Finance Secretary Carlos Dominguez III said a “slightly devalued” peso will be good for families of overseas Filipino workers and the business process outsourcing sector.
“A lot of these movement in currency is really dictated from abroad. It is not so much what we are doing or what we are not doing. The US is the one that’s changed their interest rates. They just raised it one more time recently, [and it] looks like they might do another one within the year,” Dominguez told reporters over the weekend.
“For the economy, is it really bad to have a currency that is slightly undervalued? Just think how much more pesos are coming from both BPO and the OFWs. That is more than $50 billion a year from both of them,” Dominguez said.
Remittances hit a record $26.9 billion in 2016, or 5 percent higher than the 2015 level. It accounted for around 10 percent of GDP last year.

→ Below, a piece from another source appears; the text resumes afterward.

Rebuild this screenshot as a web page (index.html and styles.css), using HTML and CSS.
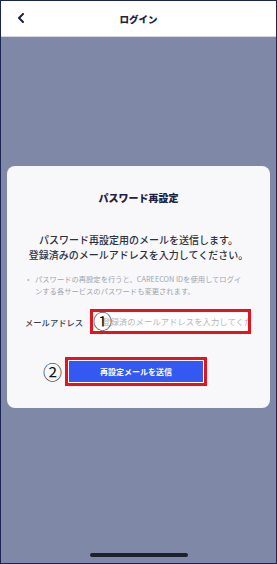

Remittances and BPO receipts together accounted for around $50 billion annually and supported the country’s external position.
The Bangko Sentral ng Pilipinas expects remittances to reach $28 billion this year, on sustained demand for skilled Filipino workers abroad.
“Some people are not gonna like it but I think the majority are going to benefit,” Dominguez said.
“But you know the important thing is there are no momentum on gains in the peso. That is why it is a free float, it moves up it moves down,” he said.
The peso closed at 50.47 against the US dollar Friday, after hitting a 10-year low of 50.53 on Thursday, as investors sought the safety of the greenback amid Fed rate hike jitters and the International Monetary Fund’s slower growth outlook on the US economy.
The IMF revised its 2017 GDP growth forecast for the US from 2.3 percent to 2.1 percent, citing the inability of the administration of President Donald Trump to implement its economic policies.